Archive Notice - OSHA Archive

NOTICE: This is an OSHA Archive Document, and may no longer represent OSHA Policy. It is presented here as historical content, for research and review purposes only.

OSHA requirements are set by statute, standards and regulations. Our interpretation letters explain these requirements and how they apply to particular circumstances, but they cannot create additional employer obligations. This letter constitutes OSHA's interpretation of the requirements discussed. Note that our enforcement guidance may be affected by changes to OSHA rules. Also, from time to time we update our guidance in response to new information. To keep apprised of such developments, you can consult OSHA's website at

March 4, 1998

Peter Blumenthal, M.D., M.P.H.
22 Oakview Avenue
Maplewood, New Jersey 07040

Reply to the Attention of:

Dear Dr. Blumenthal:

Thank you for your letter of July 8, 1997, to Mr. Gregory R. Watchman, former Acting Assistant Secretary of Labor for the Occupational Safety and Health Administration (OSHA), concerning injuries to workers when using dockboards while exiting truck trailers with powered industrial trucks. Your letter was forwarded to my office for response. We regret the delay in responding to your inquiry.

In your letter, you discuss incidents where workers have experienced injuries when powered industrial trucks exit truck trailers on dockboards and the truck suddenly pulls away. Consequently, the dockboard is displaced, and the powered industrial truck falls to a different elevation, causing serious injury to the worker.

Trailer creep and trailer pull away have long been recognized as a problem in dock operations. There are a number of companies that manufacture vehicle restraints to prevent trailer movement. If restraint systems are not used, trailers must be properly chocked to prevent movement as required in OSHA standards 29 CFR 1910.178(k)(1) and 29 CFR 1910.178(m)(7). To assist in the prevention of accidents, employers must set safe work practices for employees involved in trailer-to-dock operations, and enforce those rules consistently. Employers must have some system to make sure that truck drivers do not pull away while powered industrial trucks are loading or unloading.

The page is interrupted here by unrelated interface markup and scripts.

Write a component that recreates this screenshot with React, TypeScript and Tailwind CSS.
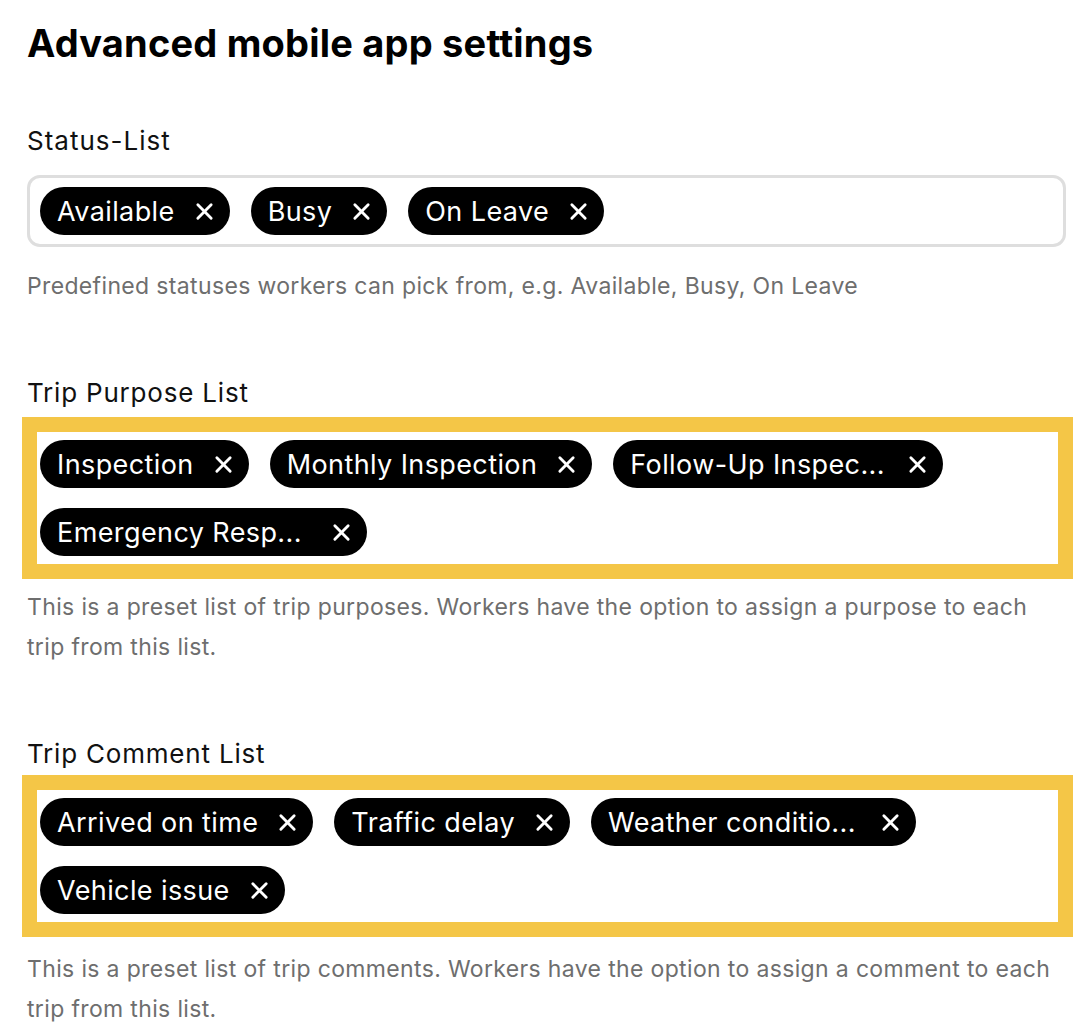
type Item = { label: string; extra?: number };

const statuses: Item[] = [{ label: "Available" }, { label: "Busy" }, { label: "On Leave" }];
const purposes: Item[] = [
  { label: "Inspection" },
  { label: "Monthly Inspection" },
  { label: "Follow-Up Inspec...", extra: 3 },
  { label: "Emergency Resp...", extra: 10 },
];
const comments: Item[] = [
  { label: "Arrived on time" },
  { label: "Traffic delay" },
  { label: "Weather conditio...", extra: 5 },
  { label: "Vehicle issue" },
];

function Chip({ item }: { item: Item }) {
  return (
    <span className="inline-flex items-center h-[48px] rounded-full bg-black text-white pl-[17px] pr-[16px] text-[27px] tracking-[0.4px] leading-none">
      <span style={{ marginRight: item.extra ?? 0 }}>{item.label}</span>
      <svg className="ml-[20px] h-[19px] w-[19px]" viewBox="0 0 20 20" fill="none" stroke="currentColor" strokeWidth="3" strokeLinecap="round">
        <path d="M3 3L17 17M17 3L3 17" />
      </svg>
    </span>
  );
}

export default function App() {
  return (
    <div className="min-h-screen bg-white pl-[27px] pr-[22px] pt-[21px] text-[#111] font-['Inter','Liberation_Sans',sans-serif]">
      <h1 className="text-[38px] leading-[44px] font-bold text-black tracking-[0.2px]">Advanced mobile app settings</h1>

      <div className="mt-[60px]">
        <div className="text-[26px] leading-[32px] tracking-[1px]">Status-List</div>
        <div className="mt-[18px] border-[3px] border-[#dedede] rounded-[13px] px-[10px] py-[9px] flex flex-wrap gap-[21px]">
          {statuses.map((s) => (
            <Chip key={s.label} item={s} />
          ))}
        </div>
        <p className="mt-[19px] text-[23px] leading-[40px] tracking-[0.35px] text-[#6e6e6e]">
          Predefined statuses workers can pick from, e.g. Available, Busy, On Leave
        </p>
      </div>

      <div className="mt-[71px]">
        <div className="text-[26px] leading-[32px] tracking-[0.8px]">Trip Purpose List</div>
        <div className="mt-[8px] -ml-[5px] -mr-[7px] border-[15px] border-[#f4c647] pl-[3px] pr-[3px] py-[8px] flex flex-wrap gap-x-[21px] gap-y-[20px]">
          {purposes.map((s) => (
            <Chip key={s.label} item={s} />
          ))}
        </div>
        <p className="mt-[8px] text-[23px] leading-[40px] tracking-[0.35px] text-[#6e6e6e]">
          This is a preset list of trip purposes. Workers have the option to assign a purpose to each trip from this list.
        </p>
      </div>

      <div className="mt-[71px]">
        <div className="text-[26px] leading-[32px] tracking-[0.8px]">Trip Comment List</div>
        <div className="mt-[5px] -ml-[5px] -mr-[7px] border-[15px] border-[#f4c647] pl-[3px] pr-[3px] py-[8px] flex flex-wrap gap-x-[21px] gap-y-[20px]">
          {comments.map((s) => (
            <Chip key={s.label} item={s} />
          ))}
        </div>
        <p className="mt-[12px] text-[23px] leading-[40px] tracking-[0.35px] text-[#6e6e6e]">
          This is a preset list of trip comments. Workers have the option to assign a comment to each trip from this list.
        </p>
      </div>
    </div>
  );
}
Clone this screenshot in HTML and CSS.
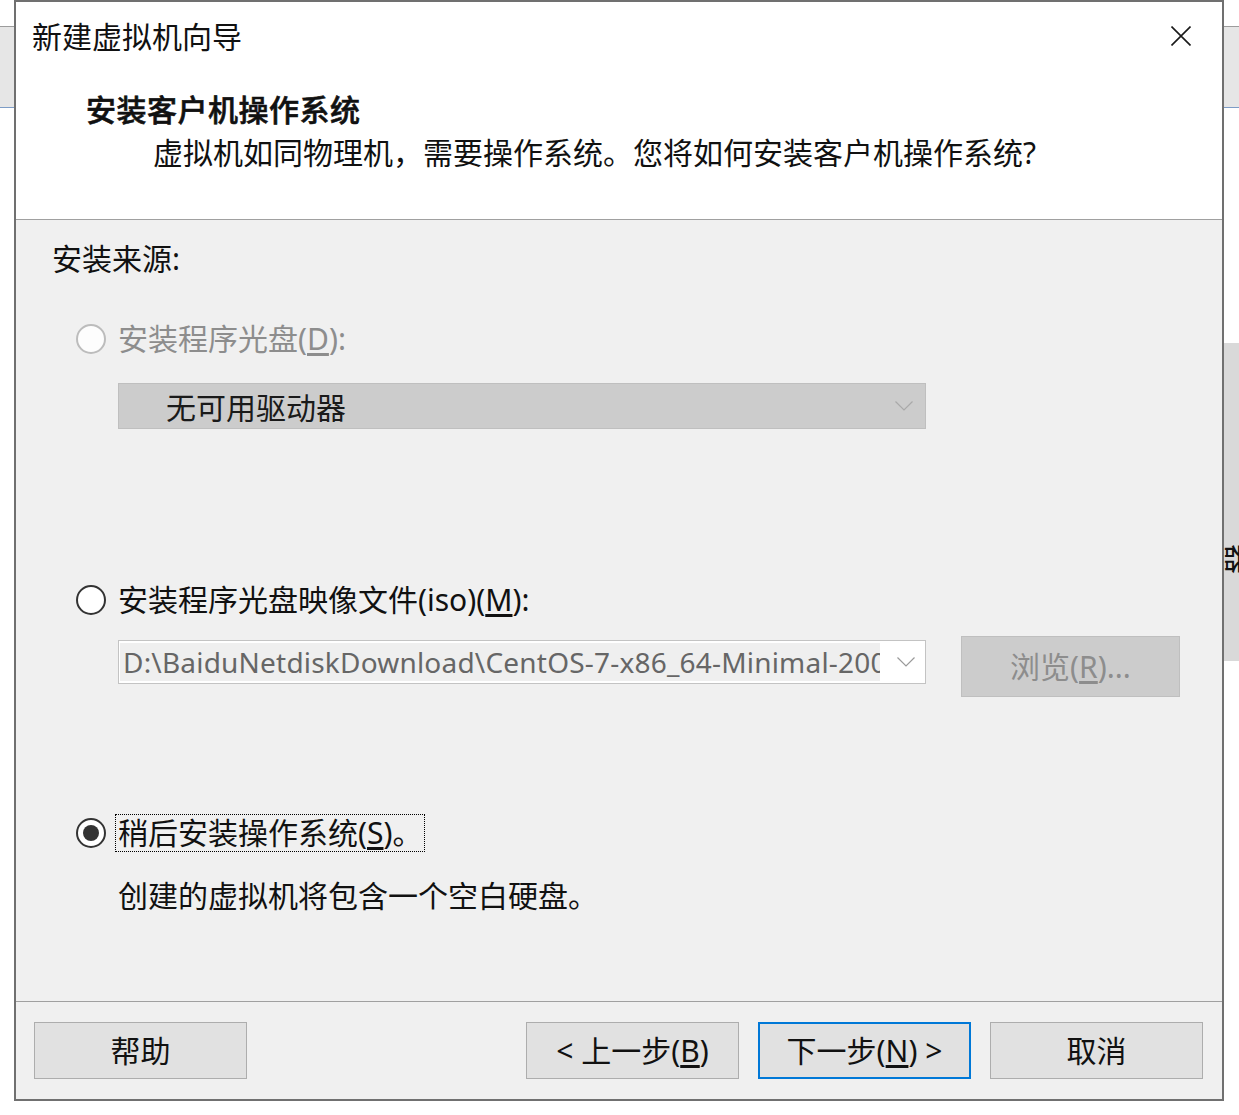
FILE: index.html
```html
<!DOCTYPE html>
<html lang="zh-CN">
<head>
<meta charset="utf-8">
<title>新建虚拟机向导</title>
<link rel="stylesheet" href="styles.css">
</head>
<body>
<div class="screen">
  <div class="side side-left"><div class="band"></div></div>
  <div class="dialog">
    <header class="head">
      <div class="titlebar">
        <span class="title">新建虚拟机向导</span>
        <svg class="close" width="20" height="20" viewBox="0 0 20 20"><path d="M0.5 0.5 L19.5 19.5 M19.5 0.5 L0.5 19.5" stroke="#1a1a1a" stroke-width="1.6" fill="none"/></svg>
      </div>
      <h1 class="heading">安装客户机操作系统</h1>
      <p class="subtitle">虚拟机如同物理机，需要操作系统。您将如何安装客户机操作系统?</p>
    </header>
    <main class="content">
      <div class="section-label">安装来源:</div>
      <div class="option option-first is-disabled"><span class="radio"></span><span class="label">安装程序光盘(<u>D</u>):</span></div>
      <div class="select">
        <span class="select-text">无可用驱动器</span>
        <svg class="chevron" width="18" height="10" viewBox="0 0 18 10"><path d="M0.5 0.5 L9 9 L17.5 0.5" stroke="#a9a9a9" stroke-width="1.2" fill="none"/></svg>
      </div>
      <div class="option option-iso"><span class="radio"></span><span class="label">安装程序光盘映像文件(iso)(<u>M</u>):</span></div>
      <div class="iso-row">
        <div class="combo">
          <span class="combo-text">D:\BaiduNetdiskDownload\CentOS-7-x86_64-Minimal-2009.iso</span>
          <span class="combo-arrow"><svg class="chevron" width="18" height="10" viewBox="0 0 18 10"><path d="M0.5 0.5 L9 9 L17.5 0.5" stroke="#9a9a9a" stroke-width="1.2" fill="none"/></svg></span>
        </div>
        <button class="btn btn-browse">浏览(<u>R</u>)...</button>
      </div>
      <div class="option option-later is-checked"><span class="radio"></span><span class="label focus">稍后安装操作系统(<u>S</u>)。</span></div>
      <p class="desc">创建的虚拟机将包含一个空白硬盘。</p>
    </main>
    <footer class="foot">
      <button class="btn">帮助</button>
      <div class="nav">
        <button class="btn">&lt; 上一步(<u>B</u>)</button>
        <button class="btn btn-default">下一步(<u>N</u>) &gt;</button>
        <button class="btn">取消</button>
      </div>
    </footer>
  </div>
  <div class="side side-right">
    <div class="band"></div>
    <div class="panel"><span class="vert">器</span></div>
  </div>
</div>
</body>
</html>
```
FILE: styles.css
```css
* { box-sizing: border-box; }
html, body { margin: 0; padding: 0; }
body {
  background: #ffffff;
  font-family: "Noto Sans", "Noto Sans CJK SC", sans-serif;
  color: #111111;
  width: 1239px;
  height: 1115px;
  overflow: hidden;
}
.screen {
  display: flex;
  align-items: flex-start;
  width: 1239px;
  height: 1115px;
}
.side {
  flex: 1 1 0;
  height: 1115px;
  overflow: hidden;
  display: flex;
  flex-direction: column;
}
.side-left { flex: 0 0 14px; }
.side-right { flex: 0 0 15px; }
.band {
  margin-top: 26px;
  height: 82px;
  background: #e6e6e6;
  border-top: 1px solid #9c9c9c;
  border-bottom: 1px solid #7d9cc6;
}
.panel {
  margin-top: 235px;
  height: 318px;
  background: #d9d9d9;
  padding-top: 201px;
  padding-left: 2px;
  overflow: hidden;
}
.vert {
  display: block;
  writing-mode: vertical-rl;
  text-orientation: sideways;
  font-family: "Noto Sans CJK SC", sans-serif;
  font-size: 30px;
  line-height: 30px;
  width: 30px;
  color: #111;
}
.dialog {
  flex: 0 0 1210px;
  width: 1210px;
  height: 1101px;
  border: 2px solid #707070;
  display: flex;
  flex-direction: column;
  background: #f0f0f0;
}
.head {
  height: 218px;
  background: #ffffff;
  border-bottom: 1px solid #a0a0a0;
  padding-top: 13px;
}
.titlebar {
  display: flex;
  justify-content: space-between;
  align-items: center;
  height: 40px;
  padding-left: 16px;
  padding-right: 31px;
}
.title {
  font-family: "Noto Sans CJK SC", sans-serif;
  font-size: 30px;
  line-height: 40px;
}
.close { display: block; margin-top: 2px; }
.heading {
  margin: 35px 0 0 70px;
  font-size: 30px;
  line-height: 40px;
  font-weight: 500;
  letter-spacing: 0.5px;
  -webkit-text-stroke: 0.6px #111111;
}
.subtitle {
  margin: 3px 0 0 137px;
  font-size: 30px;
  line-height: 40px;
}
.content {
  height: 782px;
  border-bottom: 1px solid #a0a0a0;
  padding-top: 19px;
}
.section-label {
  padding-left: 36px;
  font-size: 30px;
  line-height: 40px;
}
.option {
  display: flex;
  align-items: center;
  height: 40px;
  padding-left: 60px;
  font-size: 30px;
  line-height: 40px;
}
.option-first { margin-top: 40px; }
.option-iso { margin-top: 151px; }
.option-later { margin-top: 116px; }
.radio {
  flex: 0 0 30px;
  width: 30px;
  height: 30px;
  border: 2px solid #333333;
  border-radius: 50%;
  background: #ffffff;
  margin-right: 12px;
  display: flex;
  align-items: center;
  justify-content: center;
}
.is-disabled .radio { border-color: #bcbcbc; background: #fdfdfd; }
.is-disabled .label { color: #8d8d8d; }
.is-checked .radio { margin-right: 9px; }
.is-checked .radio::after {
  content: "";
  width: 16px;
  height: 16px;
  border-radius: 50%;
  background: #333333;
}
.label u { text-underline-offset: 3px; }
.focus {
  display: inline-block;
  height: 38px;
  line-height: 36px;
  border: 1px dotted #000000;
  padding: 0 2px 0 2px;
}
.select {
  margin: 24px 0 0 102px;
  width: 808px;
  height: 46px;
  background: #cccccc;
  border: 1px solid #bfbfbf;
  display: flex;
  align-items: center;
  justify-content: space-between;
  padding-left: 47px;
  padding-right: 12px;
}
.select-text {
  font-family: "Noto Sans CJK SC", sans-serif;
  font-size: 30px;
  line-height: 44px;
  color: #1a1a1a;
}
.chevron { display: block; }
.iso-row {
  display: flex;
  align-items: flex-start;
  margin: 16px 0 0 102px;
  gap: 35px;
}
.combo {
  margin-top: 4px;
  width: 808px;
  height: 44px;
  background: #ffffff;
  border: 1px solid #c3c3c3;
  display: flex;
  align-items: center;
  padding: 1px;
}
.combo-text {
  flex: 0 0 760px;
  height: 38px;
  background: #efefef;
  color: #666666;
  font-size: 28px;
  line-height: 38px;
  padding-left: 3px;
  white-space: nowrap;
  overflow: hidden;
  letter-spacing: 0.2px;
}
.combo-arrow {
  flex: 1;
  display: flex;
  justify-content: center;
  padding-left: 8px;
}
.btn {
  font-family: "Noto Sans", "Noto Sans CJK SC", sans-serif;
  font-size: 30px;
  line-height: 40px;
  color: #111111;
  width: 213px;
  height: 57px;
  background: #e1e1e1;
  border: 1px solid #adadad;
  padding: 0;
  margin: 0;
}
.btn u { text-underline-offset: 3px; }
.btn-browse {
  width: 219px;
  height: 61px;
  background: #cccccc;
  border-color: #bfbfbf;
  color: #8d8d8d;
}
.btn-default { border: 2px solid #0078d7; }
.desc {
  margin: 23px 0 0 102px;
  font-size: 30px;
  line-height: 40px;
}
.foot {
  flex: 1;
  display: flex;
  justify-content: space-between;
  align-items: flex-start;
  padding: 20px 19px 0 18px;
}
.nav {
  display: flex;
  gap: 19px;
}
```
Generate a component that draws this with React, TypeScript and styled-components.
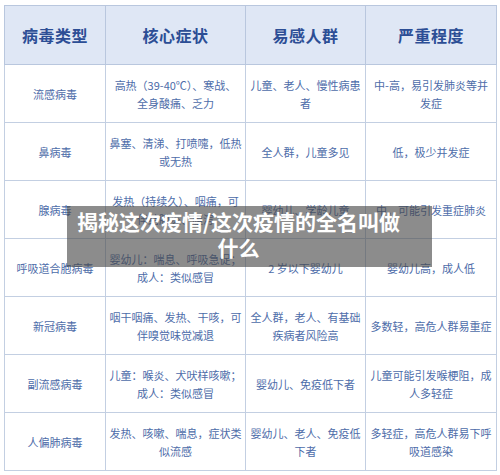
import styled, { createGlobalStyle } from "styled-components";

const GlobalStyle = createGlobalStyle`
  html, body {
    margin: 0;
    padding: 0;
    background: #ffffff;
  }
  body {
    font-family: "Noto Sans CJK SC", "Noto Sans", sans-serif;
  }
`;

// each cell is a list of lines, wrapped as in the original chart
type Lines = string[];

interface Row {
  name: string;
  symptoms: Lines;
  people: Lines;
  severity: Lines;
}

const headers = ["病毒类型", "核心症状", "易感人群", "严重程度"];

const rows: Row[] = [
  {
    name: "流感病毒",
    symptoms: ["高热（39-40℃）、寒战、", "全身酸痛、乏力"],
    people: ["儿童、老人、慢性病患", "者"],
    severity: ["中-高，易引发肺炎等并", "发症"],
  },
  {
    name: "鼻病毒",
    symptoms: ["鼻塞、清涕、打喷嚏，低热", "或无热"],
    people: ["全人群，儿童多见"],
    severity: ["低，极少并发症"],
  },
  {
    name: "腺病毒",
    symptoms: ["发热（持续久）、咽痛，可", "伴结膜炎、腹泻"],
    people: ["婴幼儿、学龄儿童"],
    severity: ["中，可能引发重症肺炎"],
  },
  {
    name: "呼吸道合胞病毒",
    symptoms: ["婴幼儿：喘息、呼吸急促；", "成人：类似感冒"],
    people: ["2 岁以下婴幼儿"],
    severity: ["婴幼儿高，成人低"],
  },
  {
    name: "新冠病毒",
    symptoms: ["咽干咽痛、发热、干咳，可", "伴嗅觉味觉减退"],
    people: ["全人群，老人、有基础", "疾病者风险高"],
    severity: ["多数轻，高危人群易重症"],
  },
  {
    name: "副流感病毒",
    symptoms: ["儿童：喉炎、犬吠样咳嗽；", "成人：类似感冒"],
    people: ["婴幼儿、免疫低下者"],
    severity: ["儿童可能引发喉梗阻，成", "人多轻症"],
  },
  {
    name: "人偏肺病毒",
    symptoms: ["发热、咳嗽、喘息，症状类", "似流感"],
    people: ["婴幼儿、老人、免疫低", "下者"],
    severity: ["多轻症，高危人群易下呼", "吸道感染"],
  },
];

const Page = styled.div`
  position: relative;
  width: 500px;
  height: 475px;
  padding: 5px 4px 0 4px;
  box-sizing: border-box;
  overflow: hidden;
  background: #ffffff;
`;

const Table = styled.table`
  width: 492px;
  border-collapse: collapse;
  table-layout: fixed;
`;

const Col = styled.col<{ $w: number }>`
  width: ${(p) => p.$w}px;
`;

const HeadCell = styled.th`
  height: 56px;
  background: #dfe7f5;
  border: 1px solid #b9c7de;
  color: #2c4e95;
  font-size: 16px;
  font-weight: 700;
  letter-spacing: 0.5px;
  text-align: center;
  vertical-align: middle;
`;

const Cell = styled.td`
  height: 57px;
  border: 1px solid #c3cfe2;
  color: #4d6ca9;
  font-size: 11px;
  line-height: 18px;
  padding: 0 2px;
  text-align: center;
  vertical-align: middle;
  white-space: nowrap;
  overflow: hidden;
`;

const Line = styled.span`
  display: block;
`;

const Banner = styled.div`
  position: absolute;
  left: 67px;
  top: 206px;
  width: 365px;
  height: 61px;
  box-sizing: border-box;
  padding: 2px 30px 0 8px;
  background: rgba(70, 70, 70, 0.62);
  color: #ffffff;
  font-size: 21px;
  font-weight: 700;
  line-height: 26px;
  text-align: center;
`;

const CellLines = ({ lines }: { lines: Lines }) => (
  <Cell>
    {lines.map((l) => (
      <Line key={l}>{l}</Line>
    ))}
  </Cell>
);

export default function App() {
  return (
    <>
      <GlobalStyle />
      <Page>
        <Table>
          <colgroup>
            <Col $w={101} />
            <Col $w={140} />
            <Col $w={120} />
            <Col $w={131} />
          </colgroup>
          <thead>
            <tr>
              {headers.map((h) => (
                <HeadCell key={h}>{h}</HeadCell>
              ))}
            </tr>
          </thead>
          <tbody>
            {rows.map((r) => (
              <tr key={r.name}>
                <Cell>{r.name}</Cell>
                <CellLines lines={r.symptoms} />
                <CellLines lines={r.people} />
                <CellLines lines={r.severity} />
              </tr>
            ))}
          </tbody>
        </Table>
        <Banner>揭秘这次疫情/这次疫情的全名叫做什么</Banner>
      </Page>
    </>
  );
}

With regard to your suggestion that we issue a hazard alert, please be advised that OSHA Instruction STD 1-11.5 and OSHA Instruction STD 1-11.7 limits our enforcement authority for OSHA standards 29 CFR 1910.178(k)(1) and 29 CFR 1910.178(m)(7). Copies of these documents are enclosed for your information.      [Please see CPL 2-1.30 for OSHA enforcement authority for chocking.] However, proposed powered industrial truck operator training rule dated March 14, 1995 (copy enclosed), is intended to enhance the safe operation of powered industrial trucks in the workplace. This proposed regulation 1910.178(l), specified in more detail what is to be taught to operators, and requires the employer to institute effective supervisory measures to ensure safe operation of powered industrial trucks. This revised rule is tentatively scheduled to become a final rule in the summer of 1998. [The revised 1910.178(l) became effective 03/01/99]

[This document was edited on 12/6/99 to strike information that no longer reflects current OSHA policy.]

We encourage you and employees involved in trailer-to-dock accidents to report any related hazardous conditions to the nearest OSHA area office for investigation. OSHA will continue to enforce regulations applicable to loading dock operations.